Kills give Lara XP, which are fed back into her skills. These skills come in “Survival,” “Hunter,” and “Brawler” flavors, and you can upgrade Lara's abilities or give her new ones altogether. Survival upgrades focus on resources and increased XP, Hunter upgrades focus on weapons, and Brawler upgrades focus on melee. Here's how it works: once you've acquired enough XP, you earn a skill point, which you then spend on one of several abilities. You could increase the time Lara can hold her bow's string at max pull, or give her the ability to recover arrows from fallen enemies. Survival upgrades boost the amount of XP and salvage you can recover, so I figured these would be the best to start with, as they'd prove to be the most beneficial down the road. Even in the earliest sections the game seems to prompt you to think in the long term. The upgrade menus are accessed at camp sites scattered throughout the game, where you can also upgrade your weapons, provided you've recovered enough salvage by breaking open crates found on the island. Tomb Raider can feel almost suffocating due to its minimal HUD and reticle displays, but the leveling system is very game-y, with a good number of menus and selections separating you from Lara and the island. As with Far Cry 3, the game tries to blend character, game, and story progression into one system. The difference here is Lara won't develop a tattoo sleeve every time she picks a skill. Lara apologized as she approached the deer, which lay kicking futilely and whining in pain. She plunged an arrow into the beast's neck and stomach, slicing it open. Lara had the meat she needed. She returned to camp, where her radio crackled with the voice of Roth, Lara's mentor.

Unsolved mysteries

The game's plot takes off at a galloping pace from this point, and while I don't want to spoil anything, it's not quite the “survivor in dire straits” story you might expect. It's also not the action-packed Lady Bond/Indiana Jones adventure of previous Tomb Raider games. This new Tomb Raider lies somewhere in the middle. Trailers and screenshots thus far have shown the game to be exceptionally dark, but by the time I was done with my play-time, Lara had re-united with her mentor and pushed herself beyond her initial, paralyzing fear. I'd also ditched spooky caves for jungles, mountainsides, waterfalls, and abandoned WWII installations. Although the game is always giving you an objective, design is not so linear as some demos or videos may suggest. There are lots of pleasantly large, open hub areas, each with a camp site that not only acts as a place of access for upgrades, but waypoint system as well. Once Lara discovers a camp, she can fast travel to it at her leisure. Each map is also chock-full of secret items. Some of these items are simple collectibles that net XP, while others help provide context and clues as to what's happening on the island. You might find a mask from an ancient Chinese dynasty, or a journal written by a soldier who was stationed on the island during WWII. The island has a rich history, with a surprising variety of environments. When I entered a cave from one side, which faced deteriorating Chinese architecture in a grassy jungle, I wasn't expecting to emerge in a WWII base covered in snow. Snow in the middle of a tropical island?

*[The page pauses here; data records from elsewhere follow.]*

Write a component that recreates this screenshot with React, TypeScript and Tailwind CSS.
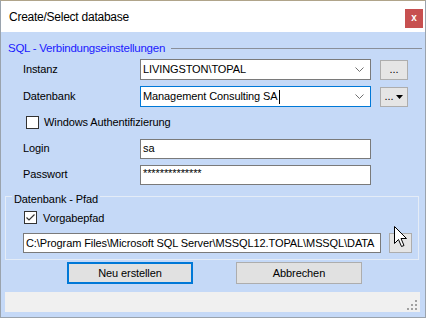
import React from 'react';

const Chevron = () => (
    <svg width="9" height="5" viewBox="0 0 9 5" className="shrink-0">
        <path d="M0.5 0.5 L4.5 4.5 L8.5 0.5" fill="none" stroke="#707070" strokeWidth="1" />
    </svg>
);

const Combo = ({ text, focused, caret }: { text: string; focused?: boolean; caret?: boolean }) => (
    <div
        className={`w-[231px] h-[21px] bg-white border flex items-center pl-[2px] pr-[6px] ${
            focused ? 'border-[#0078d7]' : 'border-[#7a7a7a]'
        }`}
    >
        <span className="flex-1 flex items-center whitespace-nowrap">
            {text}
            {caret && <span className="w-px h-[14px] bg-black ml-[1px]" />}
        </span>
        <Chevron />
    </div>
);

const SmallButton = ({ arrow }: { arrow?: boolean }) => (
    <div className="ml-[9px] w-[28px] h-[20px] bg-[#e5e5e5] border border-[#adadad] flex items-center justify-center gap-[3px] text-[11px] leading-none">
        <span>...</span>
        {arrow && (
            <svg width="7" height="4" viewBox="0 0 7 4" className="mt-[1px]">
                <path d="M0 0 H7 L3.5 4 Z" fill="#000" />
            </svg>
        )}
    </div>
);

const TextBox = ({ children, className = '' }: { children?: React.ReactNode; className?: string }) => (
    <div className={`h-[20px] bg-white border border-[#7a7a7a] flex items-center pl-[2px] whitespace-nowrap overflow-hidden ${className}`}>
        {children}
    </div>
);

const CheckBox = ({ checked }: { checked?: boolean }) => (
    <div className="w-[13px] h-[13px] bg-white border border-[#333333] flex items-center justify-center shrink-0">
        {checked && (
            <svg width="11" height="11" viewBox="0 0 11 11">
                <path d="M1.5 5.5 L4 8 L9.5 2.5" fill="none" stroke="#333333" strokeWidth="1.2" />
            </svg>
        )}
    </div>
);

export default function App() {
    return (
        <div className="relative w-[426px] h-[318px] flex flex-col bg-[#c5d9f7] border-x border-b border-[#9aa3ad] border-t border-t-[#b0a48a] font-['Liberation_Sans',Arial,sans-serif] text-[11px] tracking-[-0.1px] text-black overflow-hidden">
            {/* title bar */}
            <div className="h-[31px] bg-white flex justify-between pl-[8px] pr-[2px] shrink-0">
                <span className="self-center text-[12px] tracking-[-0.25px] mt-[1px]">Create/Select database</span>
                <div className="mt-[8px] w-[18px] h-[19px] bg-[#c75050] text-white font-bold text-[10px] flex items-center justify-center pb-[2px]">
                    x
                </div>
            </div>

            {/* SQL group */}
            <div className="mt-[8px] h-[16px] flex items-center pl-[7px] pr-[3px]">
                <span className="text-[11.5px] tracking-[-0.25px] leading-[16px] text-[#1a1aff]">SQL - Verbindungseinstellungen</span>
                <div className="flex-1 h-px bg-[#8a8f99] ml-[6px] mt-[1px]" />
            </div>

            <div className="mt-[3px] flex items-center pl-[22px]">
                <span className="w-[117px]">Instanz</span>
                <Combo text="LIVINGSTON\TOPAL" />
                <SmallButton />
            </div>
            <div className="mt-[6px] flex items-center pl-[22px]">
                <span className="w-[117px]">Datenbank</span>
                <Combo text="Management Consulting SA" focused caret />
                <SmallButton arrow />
            </div>
            <div className="mt-[7px] flex items-center pl-[25px]">
                <CheckBox />
                <span className="ml-[5px]">Windows Authentifizierung</span>
            </div>
            <div className="mt-[8px] flex items-center pl-[22px]">
                <span className="w-[117px]">Login</span>
                <TextBox className="w-[231px]">sa</TextBox>
            </div>
            <div className="mt-[6px] flex items-center pl-[22px]">
                <span className="w-[117px]">Passwort</span>
                <TextBox className="w-[231px]">
                    <span className="-mt-[3px]">**************</span>
                </TextBox>
            </div>

            {/* path group */}
            <fieldset className="mt-[3px] ml-[4px] mr-[6px] border border-[#e4ecf7] px-[6px] pb-[6px]">
                <legend className="px-[2px] pt-[5px] text-[11px] leading-[13px]">Datenbank - Pfad</legend>
                <div className="mt-[4px] flex items-center pl-[12px]">
                    <CheckBox checked />
                    <span className="ml-[6px]">Vorgabepfad</span>
                </div>
                <div className="mt-[7px] flex items-center pl-[11px]">
                    <TextBox className="w-[358px]">
                        C:\Program Files\Microsoft SQL Server\MSSQL12.TOPAL\MSSQL\DATA
                    </TextBox>
                    <div className="ml-[8px] w-[23px] h-[20px] bg-[#e5e5e5] border border-[#adadad]" />
                </div>
            </fieldset>

            {/* buttons */}
            <div className="mt-[2px] flex pl-[66px] gap-[43px]">
                <div className="w-[126px] h-[22px] bg-[#e1e1e1] border-2 border-[#0078d7] flex items-center justify-center">
                    Neu erstellen
                </div>
                <div className="w-[126px] h-[22px] bg-[#e1e1e1] border border-[#adadad] flex items-center justify-center">
                    Abbrechen
                </div>
            </div>

            {/* status bar */}
            <div className="mt-[8px] ml-[4px] mr-[5px] h-[20px] bg-[#f0f0f0] flex justify-end items-end pr-[2px] pb-[1px]">
                <svg width="11" height="11" viewBox="0 0 11 11">
                    <rect x="8" y="0" width="2" height="2" fill="#a0a0a0" />
                    <rect x="4" y="4" width="2" height="2" fill="#a0a0a0" />
                    <rect x="8" y="4" width="2" height="2" fill="#a0a0a0" />
                    <rect x="0" y="8" width="2" height="2" fill="#a0a0a0" />
                    <rect x="4" y="8" width="2" height="2" fill="#a0a0a0" />
                    <rect x="8" y="8" width="2" height="2" fill="#a0a0a0" />
                </svg>
            </div>

            {/* mouse pointer */}
            <svg className="absolute left-[393px] top-[225px]" width="14" height="22" viewBox="0 0 14 22">
                <path d="M0.5 0.5 V17.5 L4.5 13.5 L7.5 20.5 L10 19.5 L7 12.5 L12.5 12.5 Z" fill="#ffffff" stroke="#000000" strokeWidth="1" strokeLinejoin="miter" />
            </svg>
        </div>
    );
}
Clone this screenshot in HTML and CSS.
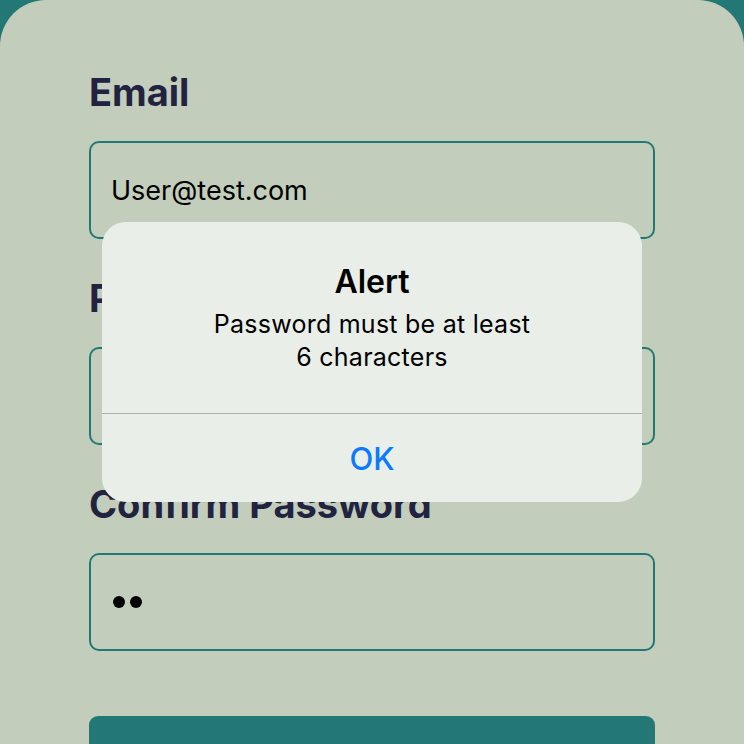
FILE: index.html
```html
<!DOCTYPE html>
<html lang="en">
<head>
<meta charset="utf-8">
<title>Sign up</title>
<link rel="stylesheet" href="styles.css">
</head>
<body>
<main class="card">
  <form class="form">
    <div class="field">
      <label class="label">Email</label>
      <div class="input"><span class="value">User@test.com</span></div>
    </div>
    <div class="field">
      <label class="label">Password</label>
      <div class="input"><span class="dots"><i></i><i></i><i></i><i></i></span></div>
    </div>
    <div class="field">
      <label class="label">Confirm Password</label>
      <div class="input"><span class="dots"><i></i><i></i></span></div>
    </div>
    <div class="submit"></div>
  </form>
</main>
<div class="alert" role="alertdialog">
  <div class="alert-body">
    <div class="alert-title">Alert</div>
    <div class="alert-msg">Password must be at least<br>6 characters</div>
  </div>
  <div class="alert-btn">OK</div>
</div>
</body>
</html>
```
FILE: styles.css
```css
html, body {
  margin: 0;
  padding: 0;
}
body {
  background: #237876;
  width: 744px;
  height: 744px;
  overflow: hidden;
  font-family: Inter, "Noto Sans", sans-serif;
  position: relative;
}
.card {
  background: #c2cdbb;
  border-radius: 46px 46px 0 0;
  height: 744px;
  box-sizing: border-box;
  padding: 70px 89px 0 89px;
}
.form {
  display: flex;
  flex-direction: column;
}
.field {
  display: flex;
  flex-direction: column;
  gap: 27px;
  margin-bottom: 37px;
}
.label {
  font-size: 38px;
  line-height: 44px;
  font-weight: 700;
  color: #222340;
}
.input {
  height: 98px;
  box-sizing: border-box;
  border: 2px solid #237876;
  border-radius: 10px;
  padding: 0 20px;
  display: flex;
  align-items: center;
}
.value {
  font-size: 27px;
  color: #000;
}
.dots {
  display: flex;
  gap: 5px;
  padding-left: 2px;
}
.dots i {
  display: block;
  width: 12px;
  height: 12px;
  border-radius: 50%;
  background: #000;
}
.submit {
  margin-top: 28px;
  height: 28px;
  background: #237876;
  border-radius: 9px 9px 0 0;
}
.alert {
  position: absolute;
  left: 102px;
  top: 222px;
  width: 540px;
  height: 280px;
  background: #e9efe8;
  border-radius: 24px;
  display: flex;
  flex-direction: column;
  text-align: center;
}
.alert-body {
  padding: 41px 20px 0;
  height: 192px;
  box-sizing: border-box;
  border-bottom: 1px solid #adb3a9;
}
.alert-title {
  font-size: 32px;
  line-height: 38px;
  font-weight: 600;
  color: #000;
  margin-bottom: 7px;
}
.alert-msg {
  font-size: 25px;
  line-height: 33px;
  letter-spacing: 0.25px;
  color: #000;
}
.alert-btn {
  flex: 1;
  display: flex;
  align-items: center;
  justify-content: center;
  font-size: 31px;
  font-weight: 500;
  color: #0a7aff;
}
```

Ships and planes from all eras wrecked upon the shores? A possible cult of scavengers? Yes, there is something strange and perhaps mystical happening here. Lara Croft has seen Atlantis and held Excalibur in games past, and that sense of magic and mystery hasn't been abandoned for this reboot. Neither has tomb raiding, for that matter. It's just been skinned a little differently.

Raider of the lost tombs

Earlier I mentioned the tutorial section of the game, in the gloomy caverns of the island. This is where players face the first puzzle of Tomb Raider. As Lara entered into a large chamber of the caves, a waterfall doused her torch. To her left was the exit, but it was blocked by debris. The debris was flammable, but another waterfall stood between Lara and the only source of fire. Behind the waterfall was a pulley system, with two cages attached on either end, though one was tied to two posts in the ground. Lara could set fire to these bindings, which dropped one of the cages down to water level. Crates began to flow into the lowered cage, and these too, were set ablaze. Since the weight was now off-set, Lara had to scale and jump onto the cage which was previously tied down to raise the cage with the flaming boxes. When she did, they tipped into yet another cage. This cage bypassed the waterfall and dumped out near the flammable debris blocking Lara's exit. She scaled the platforms in the room once again and banged against the cage, rattling the flaming boxes loose. They splashed down in the water, and, still on fire, moved to the debris. The fire spread to fuel barrels, which exploded, dramatically clearing Lara's path. If you were concerned that puzzles had been left on the cutting floor in favor of action or scenes of brutality, don't worry; the quintessential Tomb Raider puzzles are still here, and they still require Rube Goldberg-influenced thinking. The game's main plot will have you move through several such areas, but there are also areas called Challenge Tombs, which bring puzzles even more to the forefront of game play. There's no giant wheel turning, no orbs to place into receptacles, so nothing like previous Tomb Raider games – at least not that I saw – but these still feel like satisfying brain-teasers, and should you complete one, you'll net a large XP and salvage bonus.

The beginning

Action, platforming, and exploration: Tomb Raider divides itself quite evenly across these three styles of play, and it always feels like you're making progress, because something is always happening. When Lara isn't caught up in intense firefights, she's uncovering a mystery. When she's not uncovering a mystery, she's exploring and digging up history; all appropriate things which jump to mind when you hear the name “Lara Croft.” This new Tomb Raider may be a reboot, but there is deep connection to the games which spawned Lara's legacy, and fans of the series will feel more at home than they might think. In the span of three hours, I watched Lara Croft get burned, impaled, shot, sliced, choked, caught in a bear trap, and bitten by wolves. I watched her fall down a seemingly endless chasm and wade through chin-high water in a cave. I watched her scale mountains and fight hordes of vicious scavengers. “You can do this,” she told herself as she stood before each towering obstacle. I believed her.